Article 37 are measures taken in accordance with international law.

If a Party takes a measure in a case of special urgency as provided

for under Article 37, the other Party may avail itself of the

procedure relating to settlement of disputes.

 

 

DECLARATIONS BY THE EUROPEAN COMMUNITY

 

 

 

 

Declaration by the European Community on Turkey

 

The Community recalls that according to the customs union in force

between the Community and Turkey, this country has the obligation,

in relation to countries which are not members of the Community, to

align itself on the Common Customs Tariff and, progressively, with

the preferential customs regime of the Community, taking the

necessary measures and negotiating agreements on mutually

advantageous basis with the countries concerned.
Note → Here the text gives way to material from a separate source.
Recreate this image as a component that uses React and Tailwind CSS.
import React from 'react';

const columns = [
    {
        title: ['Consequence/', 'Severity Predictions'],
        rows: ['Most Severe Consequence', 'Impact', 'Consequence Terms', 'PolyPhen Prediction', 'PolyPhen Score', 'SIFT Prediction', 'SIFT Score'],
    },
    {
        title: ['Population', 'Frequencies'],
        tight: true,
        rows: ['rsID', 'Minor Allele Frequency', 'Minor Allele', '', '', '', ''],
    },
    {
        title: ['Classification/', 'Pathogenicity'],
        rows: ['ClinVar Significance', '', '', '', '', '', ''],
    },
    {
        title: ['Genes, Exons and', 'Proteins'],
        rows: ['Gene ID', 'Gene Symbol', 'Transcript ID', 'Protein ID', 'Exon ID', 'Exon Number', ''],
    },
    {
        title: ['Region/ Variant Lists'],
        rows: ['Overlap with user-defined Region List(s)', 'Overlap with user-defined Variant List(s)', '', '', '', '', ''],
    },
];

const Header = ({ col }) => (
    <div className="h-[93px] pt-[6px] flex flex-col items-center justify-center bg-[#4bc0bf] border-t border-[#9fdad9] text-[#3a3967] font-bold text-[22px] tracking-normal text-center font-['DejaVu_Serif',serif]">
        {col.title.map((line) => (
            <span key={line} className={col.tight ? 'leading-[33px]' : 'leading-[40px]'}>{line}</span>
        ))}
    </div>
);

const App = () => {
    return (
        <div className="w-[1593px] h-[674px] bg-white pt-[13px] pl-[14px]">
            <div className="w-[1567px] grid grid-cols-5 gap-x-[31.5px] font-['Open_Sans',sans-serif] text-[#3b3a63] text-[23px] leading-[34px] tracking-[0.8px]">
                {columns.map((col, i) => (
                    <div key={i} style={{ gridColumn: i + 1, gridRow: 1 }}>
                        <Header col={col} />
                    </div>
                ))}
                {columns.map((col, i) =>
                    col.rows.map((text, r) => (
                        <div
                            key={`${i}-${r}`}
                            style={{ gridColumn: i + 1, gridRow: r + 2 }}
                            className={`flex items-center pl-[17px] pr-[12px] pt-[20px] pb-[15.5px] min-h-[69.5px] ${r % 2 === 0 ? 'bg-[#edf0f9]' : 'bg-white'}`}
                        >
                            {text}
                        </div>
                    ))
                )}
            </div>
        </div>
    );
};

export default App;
Consequently, the Community invites Lebanon to enter into negotiations with Turkey as

soon as possible.

 

 

Declaration by the European Community relating to Article 27 of the

Interim Agreement

(aa35)

 

The European Community declares that, in the context of the

interpretation of Article 27(1), it will assess any practice

contrary to that article on the basis of the criteria resulting from

the rules contained in Articles 81 and 82 of the Treaty establishing

the European Community, including secondary legislation.